Were You Looking For Florida GOP Primary Results?
Before the final votes were counted tonight, Santorum was already running (at least online) a new ad for Nevada (above). Yep, here we go again.
You know, I ran across this cool interactive-ish graphic and I couldn't resist running it instead of a full-blown post on the Florida election returns. I hope no one minds. I do want to sum that Florida thing up with something that came out in one of the exit polls, though: 57% of Republican primary voters want someone else to jump into the race-- and a plurality of them are Romney voters. And don't listen to the conventional wisdom that all the Santorum voters would vote for Newt if only. Exit polls showed that 63% of Santorum voters today feel favorable toward Romney, and only 49% feel favorable toward the Newtster. In the end Willard took Florida with 46.4%-- so less than the combined strength of the odd collection of the 3 conservatives-- and Newt came in with 31.9%, Santorum with 13.4% and Ron Paul with 7%.
Newt swept the whole panhandle, except for Leon, Okaloosa and Bay counties. Generally speaking, Newt took all the really backward places up near the Georgia and Alabama borders and a few teabagger redoubts in south central Florida like Hardee and DeSoto counties. But the counties where people read and write and still have their front teeth when they turn 21... Romney won them all. Newt's biggest wins were in the aptly named Dixie County (54.9%- 26.6%) and Hamilton (practically part of Georgia-- 56.4%- 21.5%). Romney's support from Cuban right-wingers won him a 60.9% share of Miami-Dade and that made him, basically, unbeatable.
But I do have some Florida stats for you. 92% of the Republican primary ads were negative. This morning, the radio trade site, Radio-Info.com asked the question, Which candidates were spending money in Florida? And they answered it as well:
Mitt Romney (a lot), New Gingrich (about one-quarter as much as Romney) and Rich Santorum and Ron Paul-– not at all. Media Monitors tracked the multiple media markets of the Sunshine State for the month of January, and found this-– 2,196 campaign-run spots for Mitt Romney. 492 for Newt Gingrich. None for the rest of the field. Those were spots run and “authorized by” the candidate himself. How about the Super PACS? Many fewer spots. The pro-Romney “Restore Our Future” bought 234 radio ads that “attempted to denigrate New Gingrich”, says Media Monitors. The Gingrich-leaning “Winning Our Future” was on the air, bigtime-– 1,537 pro-Newt ads and 1,796 negative ads about Romney. The Service Employees International Union bought 247 anti-Romney ads. The American Family Association was on Newt’s side, with 438 ads. Ron Paul basically skipped Florida and Rick Santorum didn't have the warchest of Romney and Gingrich. One thing's for sure-- the ads are welcome at most radio stations, and the longer the GOP nominating process stretches out, the more money will be spent on media.
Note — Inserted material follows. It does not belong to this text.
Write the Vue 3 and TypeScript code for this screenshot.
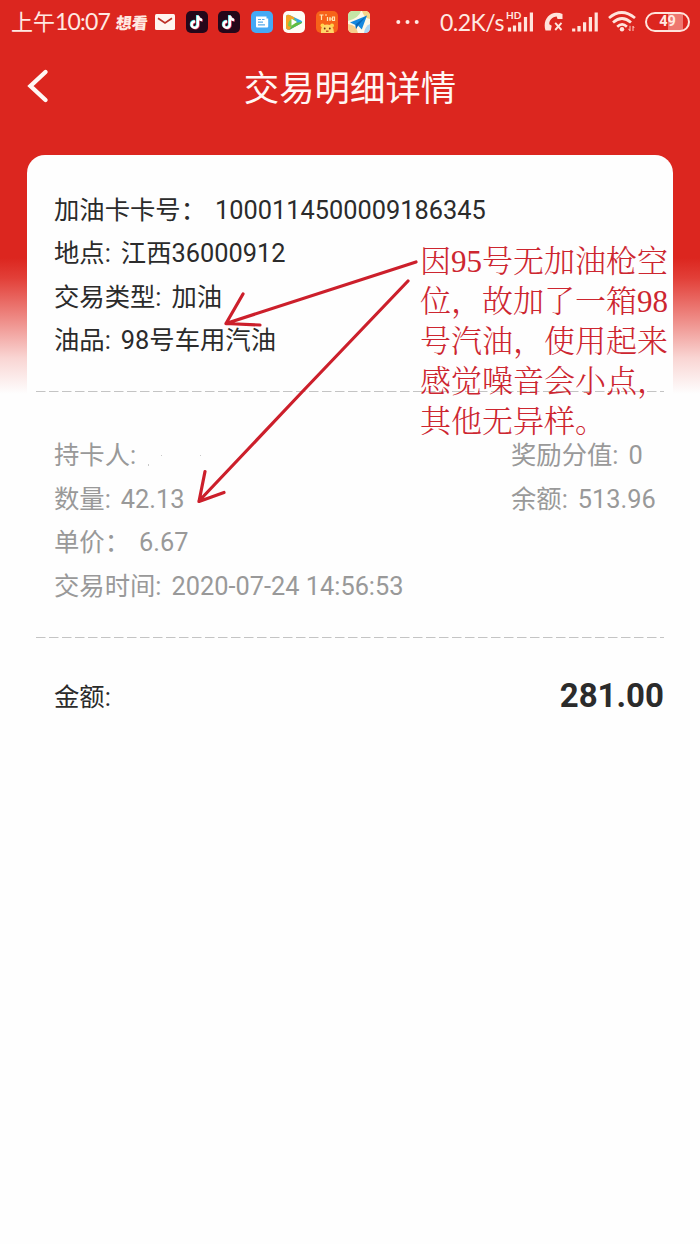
<script setup lang="ts">
interface Field {
  label: string
  value: string
  wide?: boolean
}

const primary: Field[] = [
  { label: '加油卡卡号：', value: '1000114500009186345', wide: true },
  { label: '地点:', value: '江西36000912' },
  { label: '交易类型:', value: '加油' },
  { label: '油品:', value: '98号车用汽油' },
]

const secondary: Field[] = [
  { label: '持卡人:', value: '' },
  { label: '数量:', value: '42.13' },
  { label: '单价：', value: '6.67', wide: true },
  { label: '交易时间:', value: '2020-07-24 14:56:53' },
]

const balances: Field[] = [
  { label: '奖励分值:', value: '0' },
  { label: '余额:', value: '513.96' },
]

const note: string[] = [
  '因95号无加油枪空',
  '位，故加了一箱98',
  '号汽油，使用起来',
  '感觉噪音会小点，',
  '其他无异样。',
]
</script>

<template>
  <main class="screen">
    <div class="status">
      <span class="time">上午<span class="clock">10:07</span></span>
      <span class="brand">想看</span>
      <svg class="mail" width="20" height="16" viewBox="0 0 20 16">
        <rect width="20" height="16" rx="1.5" fill="#fff5f0" />
        <path d="M3 4.2 10 9l7-4.8" fill="none" stroke="#bd3027" stroke-width="1.7" />
      </svg>
      <svg v-for="n in 2" :key="n" width="22" height="22" viewBox="0 0 22 22">
        <rect width="22" height="22" rx="5" fill="#25071a" />
        <g fill="none" stroke-width="2.5">
          <path d="M11.2 4v9.2a3.1 3.1 0 1 1-2.8-3.1M11.2 4.3c.5 2.8 2 4 4.3 4.1" stroke="#35d8dc" />
          <path d="M12.5 5v9.2a3.1 3.1 0 1 1-2.8-3.1M12.5 5.3c.5 2.8 2 4 4.3 4.1" stroke="#e94768" />
          <path d="M11.8 4.5v9.2A3.1 3.1 0 1 1 9 10.6M11.8 4.8c.5 2.8 2 4 4.3 4.1" stroke="#fff" />
        </g>
      </svg>
      <svg width="22" height="22" viewBox="0 0 22 22">
        <rect width="22" height="22" rx="5" fill="#45a9f5" />
        <path d="M5 5.4h10.5v2h1.7v8.2a1 1 0 0 1-1 1H6a1 1 0 0 1-1-1z" fill="#fff" />
        <path d="M7 8.5h3M11 8.5h2.5M7 11.2h5M7 13.8h7" stroke="#57a9e9" stroke-width="1.2" />
      </svg>
      <svg width="22" height="22" viewBox="0 0 22 22">
        <rect width="22" height="22" rx="5" fill="#fffdf5" />
        <path d="M3 6Q3 2.800 6.500 4L18 9.500q2.400 1.500 0 3L7 18.500q-4 1-4-2.500z" fill="#36a9e1" />
        <path d="M3 14V6q0-3 3.500-2l5 2.400L7 18.500Q3 19.500 3 16" fill="#f5a424" />
        <path d="M6.500 18.700 11 12l8-1q0 1-1 1.500L7 18.500z" fill="#61bd3e" />
        <path d="M5 15q0-8 7-7l2 3-6 5z" fill="#7cc84a" />
        <path d="m8.500 7.800 5.500 3.200-5.500 3.400z" fill="#fff" />
      </svg>
      <svg width="22" height="22" viewBox="0 0 22 22">
        <rect width="22" height="22" rx="5" fill="#f76319" />
        <path d="M3.500 4h4M5.500 4v5M9 4h2M11.500 6v4M14 6v4M16.500 6h2v3.500h-2zM13 8h3" fill="none" stroke="#ffe4b5" stroke-width="1.2" />
        <circle cx="6.500" cy="14.500" r="2" fill="#ffd34a" />
        <circle cx="16" cy="14.500" r="2" fill="#ffd34a" />
        <path d="M5 22q-1-8.500 6-8.500t7 8.500z" fill="#ffd668" />
        <circle cx="8.700" cy="17.500" r=".9" fill="#6d3215" />
        <circle cx="13.800" cy="17.500" r=".9" fill="#6d3215" />
        <path d="M10 20.200h2.500" stroke="#c93b20" stroke-width="1.3" />
      </svg>
      <svg width="22" height="22" viewBox="0 0 22 22">
        <rect width="22" height="22" rx="5" fill="#fff8e7" />
        <path d="M0 10V5q0-5 5-5h8q-2 7-13 10" fill="#c5e6a7" />
        <path d="M14 0h3q5 0 5 5v3q-6-1-8-8" fill="#f5d48a" />
        <path d="M0 13q9 1 10 9H5q-5 0-5-5" fill="#f6cf8c" />
        <path d="M22 13q-5 2-6 9h1q5 0 5-5" fill="#abd6f4" />
        <path d="m2 11.500 17-7-5.200 14-3.800-4-2 3.500-.5-4z" fill="#1588df" />
        <path d="m7.500 13.500 11.500-9-9 10-2 3.500z" fill="#0866b5" />
      </svg>
      <svg class="more" width="24" height="6" viewBox="0 0 24 6">
        <g fill="#ffe9e2">
          <circle cx="2.300" cy="3" r="2" />
          <circle cx="11.500" cy="3" r="2" />
          <circle cx="20.700" cy="3" r="2" />
        </g>
      </svg>
      <span class="speed">0.2K/s</span>
      <div class="hd">
        <span class="hd-label">HD</span>
        <svg width="27" height="20" viewBox="0 0 27 20">
          <path d="M2.500 19.500v-4M7.500 19.500v-6M12.700 19.500v-9.300M18.500 19.500V5M24.400 19.500V.5" stroke="#ffe4dc" stroke-width="3.2" />
        </svg>
      </div>
      <svg width="20" height="20" viewBox="0 0 20 20">
        <path d="M1.500 18.500C-1.500 9.500 4 .8 12.500.8q3.500 0 6 1.200V7h-5l-.8-2.600C8 4.800 5 8.500 5.300 12.300l2.400 1.500-.9 4.700z" fill="#ffe4dc" />
        <path d="m11.200 10.800 6.300 7.200m0-7.200L11.200 18" stroke="#ffe4dc" stroke-width="1.900" />
      </svg>
      <svg width="27" height="20" viewBox="0 0 27 20">
        <path d="M1.700 19.500v-3M7 19.500v-5.600M12.600 19.500v-9.300M18.400 19.500V5M24.200 19.500V.5" stroke="#ffe4dc" stroke-width="3.2" />
      </svg>
      <svg width="29" height="21" viewBox="0 0 29 21">
        <g fill="none" stroke="#ffe4dc" stroke-width="2.700">
          <path d="M1 7q12.500-11 26 0M5 11.500q9-8 18 0M9.200 15.700q5-4.500 9.700 0" />
        </g>
        <circle cx="14" cy="18.200" r="2.200" fill="#ffe4dc" />
        <path d="M22 14.800v5M20.500 17.800l1.500 2M25 20v-4.800l1.200 1.800" fill="none" stroke="#ffc9bf" stroke-width="1" />
      </svg>
      <div class="battery"><span>49</span></div>
    </div>

    <header class="nav">
      <svg class="back" width="24" height="36" viewBox="0 0 24 36">
        <path d="M19.500 4 4.500 18l15 14" fill="none" stroke="#fff7f4" stroke-width="4.400" stroke-linecap="round" stroke-linejoin="miter" />
      </svg>
      <h1>交易明细详情</h1>
    </header>

    <section class="card">
      <div class="primary">
        <p v-for="f in primary" :key="f.label" class="row" :class="{ wide: f.wide }">
          <span>{{ f.label }}</span><span class="value">{{ f.value }}</span>
        </p>
      </div>
      <div class="rule" />
      <div class="secondary">
        <div class="details">
          <p v-for="f in secondary" :key="f.label" class="row" :class="{ wide: f.wide }">
            <span>{{ f.label }}</span><span class="value">{{ f.value }}</span>
          </p>
        </div>
        <div class="balances">
          <p v-for="f in balances" :key="f.label" class="row">
            <span>{{ f.label }}</span><span class="value">{{ f.value }}</span>
          </p>
        </div>
      </div>
      <div class="rule" />
      <div class="total">
        <span>金额:</span>
        <strong>281.00</strong>
      </div>
    </section>

    <svg class="arrows" width="700" height="540" viewBox="0 0 700 540">
      <g fill="none" stroke="#cc1f2b" stroke-width="3.200" stroke-linecap="round" stroke-linejoin="round">
        <path d="M416 262 226 323.500M243 294l-17 29.500 34 1.500" />
        <path d="M408 281 303 391 199 501M205 471.500l-6 30 25-9" />
      </g>
      <g fill="#c9c9c9">
        <rect x="148" y="464" width="1" height="2" />
        <rect x="161" y="455" width="1" height="1" />
        <rect x="200" y="455" width="1" height="1" />
      </g>
    </svg>
    <div class="note">
      <div v-for="line in note" :key="line">{{ line }}</div>
    </div>
  </main>
</template>

<style>
body {
  background: #fefefe;
}
</style>

<style scoped>
.screen {
  position: relative;
  box-sizing: border-box;
  width: 700px;
  height: 1244px;
  overflow: hidden;
  background: linear-gradient(#dc261f 0, #dc261f 258px, #e23f38 278px, #ee8984 318px, #f9d5d3 358px, #fefefe 394px);
  font-family: Roboto, "Noto Sans CJK SC", sans-serif;
  color: #2b2b2b;
}
.status {
  display: grid;
  grid-template-columns: 105px 39px 31px 32px 33px 32px 33px 32px 48px 44px 67px 37px 28px 36px 37px 46px;
  align-items: center;
  height: 42px;
  padding-left: 11px;
  color: #ffe9e2;
}
.status svg {
  display: block;
}
.time {
  font: 400 22px/42px Lato, "Noto Sans CJK SC", sans-serif;
  white-space: nowrap;
}
.clock {
  font-size: 23px;
  letter-spacing: -0.800px;
}
.brand {
  font: 900 16px/42px "Noto Sans CJK SC", sans-serif;
  transform: skewX(-6deg);
}
.speed {
  font: 400 23px/42px Lato, sans-serif;
  letter-spacing: -0.500px;
  white-space: nowrap;
}
.hd {
  position: relative;
}
.hd-label {
  position: absolute;
  left: -1px;
  top: -2px;
  font: 700 10px/10px Lato, sans-serif;
}
.battery {
  box-sizing: border-box;
  width: 45px;
  height: 20px;
  border: 2px solid #ffe4dc;
  border-radius: 10px;
  background: linear-gradient(90deg, #dc261f 50%, #ee7770 50%, #ee7770 88%, #dc261f 88%);
  font: 700 14.500px/16px Roboto, sans-serif;
  text-align: center;
}
.nav {
  display: grid;
  grid-template-columns: 100px 500px 100px;
  align-items: center;
  height: 113px;
}
.back {
  margin: -25px 0 0 26px;
}
h1 {
  margin: -26px 0 0;
  font: 400 35.400px/50px "Noto Sans CJK SC", sans-serif;
  text-align: center;
  color: #fff7f4;
}
.card {
  box-sizing: border-box;
  width: 646px;
  height: 1089px;
  margin-left: 27px;
  padding-top: 33px;
  border-radius: 18px 18px 0 0;
  background: #fefefe;
  font-weight: 400;
  font-size: 25.350px;
}
.primary {
  box-sizing: border-box;
  height: 203px;
  padding: 0.600px 0 0 27px;
}
.row {
  display: flex;
  gap: 10px;
  height: 43.500px;
  margin: 0;
  line-height: 43.500px;
  white-space: nowrap;
}
.row.wide {
  gap: 9px;
}
.rule {
  width: 628px;
  height: 1px;
  margin-left: 9px;
  background: repeating-linear-gradient(90deg, #c4c4c4 0, #c4c4c4 9px, #fefefe 10px, #fefefe 13px);
}
.secondary {
  display: flex;
  box-sizing: border-box;
  height: 245px;
  padding: 42px 0 0 27px;
  color: #999;
}
.details {
  width: 457px;
}
.total {
  display: flex;
  justify-content: space-between;
  align-items: center;
  height: 60px;
  padding: 27px 9px 0 27px;
}
.total strong {
  font-size: 33px;
}
.arrows {
  position: absolute;
  left: 0;
  top: 0;
}
.note {
  position: absolute;
  left: 420px;
  top: 242px;
  font: 300 31px/40px "Liberation Serif", "Noto Serif CJK SC", "Noto Sans CJK SC", serif;
  color: #cd2630;
  white-space: nowrap;
}
</style>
As for the TV ads, 68% were anti-Gingrich, 23% anti-Romney, 9% pro-Gingrich, and just 0.1% pro-Romney. I mean, let's face it, even his own SuperPAC can't come up with anything to say positive about him that won't make people switch the channel in disgust. While President Obama is on the same page with the radio industry on that one, I'm not sure how El Presidente feels about his old kissin' cousin, Charlie Crist, once the Republican governor of the Sunshine State laying the groundwork for the big party switch. After a couple weeks of seeing all the GOP right-wing madness playing out in his state, he told Chuck Todd he's considering voting for President Obama in November.
“Consider? Sure, I would consider that,” said Crist. “I really think he’s sincere and genuine. I think we have a lot time, a lot of issues to talk about, but I think, in his heart, he’s trying to do what’s right for the country overall.”
Now a registered independent, Crist said he also wouldn't rule out running for office as a Democrat himself in the future.
“I wouldn’t definitively rule out anything,” the former governor said.